God, like us, is community which holds diversity within itself. That, to me, is the greatest wonder and
greatest mystery of the trinity. Like
the Bible which is one book and yet a book of distinct and different books
which relate and inform one another, like a church which is one in its mission
statement and yet holds within it a community of persons, God is community
within God’s one-ness. I think that this
mystery too is one which must be understood and worked out through one’s own
experience of God.
Two people went up in a hot air balloon. The balloon went way off course and the
couple ended up totally lost, having no idea where they were until finally the
balloon came down in the middle of an open field.

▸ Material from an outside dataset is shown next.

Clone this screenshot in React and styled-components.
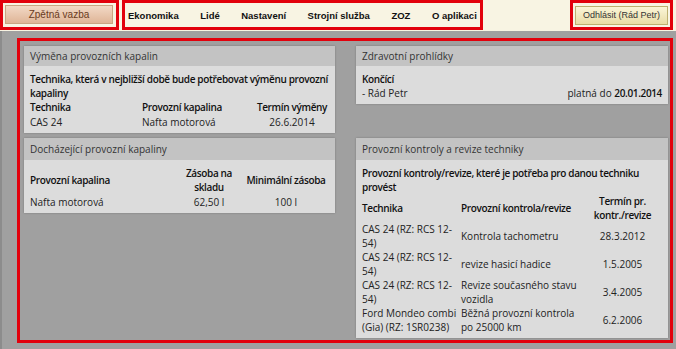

One of the people in the balloon called out
to a man who was standing watching the balloon, “Say, can you tell us where we
are?”
“Sure,” the man answered, “You are in a hot air
balloon.”
The woman who had asked the question turned to her
companion and said, “that man must be a preacher. What he said is completely true and has
absolutely no relevance to our situation.”
I hope that the concept of trinity does not stay for us
an intellectual and irrelevant mystery that is above comprehension. Rather, I hope for all of us today that the
beauty of Trinity, of one God in community with God-self, will inspire you with
its beauty to ponder ever more deeply, and to live ever more faithfully in the
presence of our incredible loving God who is above, among and within.